Soledad Lowe was born in Argentina and raised in Sweden, with formative years spent in London and New York, where she established an early career shaped by the cultural and historical rigor of major international auction houses. Her work as a gemologist and jewelry historian at Bukowskis and Stockholm Auctions in Sweden, as well as Christie’s London and New York, positioned her at the intersection of research, connoisseurship, and material heritage. During this period, she lectured in gemology and jewelry history and collaborated with the Swedish Court Jeweler W.A. Bolin, engaging closely with objects of significant historical provenance.
She studied Art and Cultural Studies, alongside related disciplines, at Stockholm University and is an FGA Graduate Gemologist from the Gemological Association of Great Britain in London. She later completed her studies in Design and Goldsmithing at the Fashion Institute of Technology in New York, graduating Summa Cum Laude and Phi Beta Kappa, and receiving a nomination for the American Facet Award.
In 2001, Lowe became Head Designer for the Japanese jewelry firm Yuri Ichihashi, marking the beginning of her international design trajectory. She later founded the New York–based gallery Objets du Désir, where she directed exhibitions and developed collections that engaged craftsmanship, cultural history, and contemporary aesthetics. Since 2003, she has led her bespoke jewelry studio, and in 2020 established her Miami art studio, where her practice increasingly bridges research-driven inquiry, spatial thinking, and material exploration.
Her work has received international recognition through participation in the Venice Architecture Biennale 2023 and the Venice Art Biennale 2024, presented by the European Cultural Centre. Her 2023 installation was nominated for Best Art Installation. Her practice is further supported by an international exhibition history, with solo and group presentations across gallery, diplomatic, and international art and design contexts in Europe and the United States. Her distinctions include the Fashion Group International Award 2018, and her work has been published twice in Contemporary Jewels as Never Seen Before.
Practice
Miami based Argentine-Swedish multidisciplinary artist whose practice explores how political history, social structures, and environmental instability shape human experience. Working with stone, cast composites, found debris, and reflective surfaces, she approaches materials as both evidence and metaphor, revealing how matter carries memory, authority, and erosion. Her sculptures and installations examine the tension between permanence and precarity, asking how systems designed to create stability often fracture under the pressures of ideology, inequality, and ecological change.

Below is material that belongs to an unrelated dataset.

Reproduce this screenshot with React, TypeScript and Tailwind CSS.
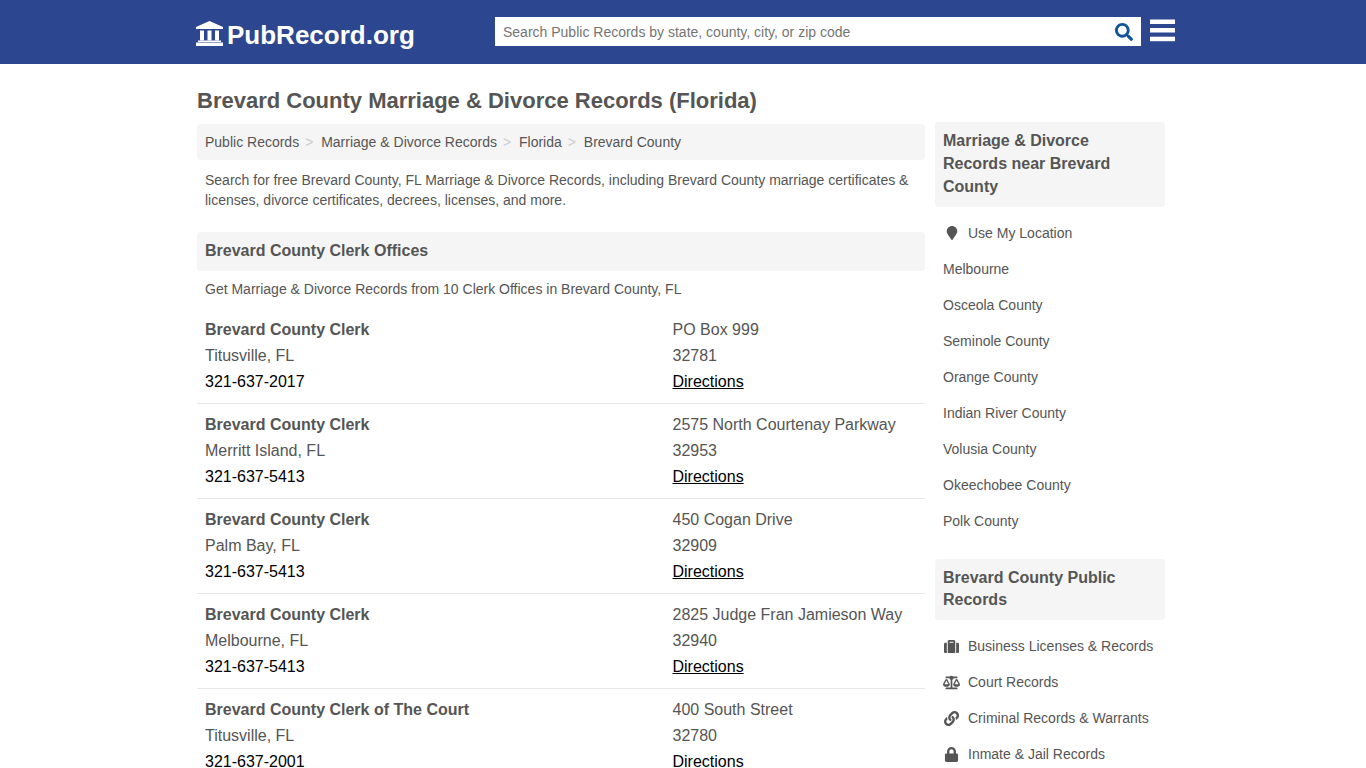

A formative influence in Lowe’s practice comes from surviving the Argentine dictatorship, an encounter with erasure and instability that informs her sensitivity to how power inscribes itself on bodies and landscapes. This history grounds her investigation of the ways social and environmental forces accumulate across time, creating visible ruptures as well as subtle traces. By engaging with climate change as an extension of political and social precarity, she frames ecological vulnerability as intertwined with broader questions of responsibility, justice, and collective agency.
Lowe’s work functions as a site for reflection, inviting viewers to reconsider the systems that shape their daily lives, governmental, cultural, economic, and ecological. Through material experimentation and historical awareness, she constructs environments that prompt deeper attention to resilience, adaptation, and the shifting conditions that define contemporary society. Her practice asserts that art can both witness and transform, opening space for critical inquiry and imagining futures shaped by accountability and care. Through these investigations, she positions artistic practice as a vital civic tool capable of fostering dialogue, societal understanding, and transformative collective imagination.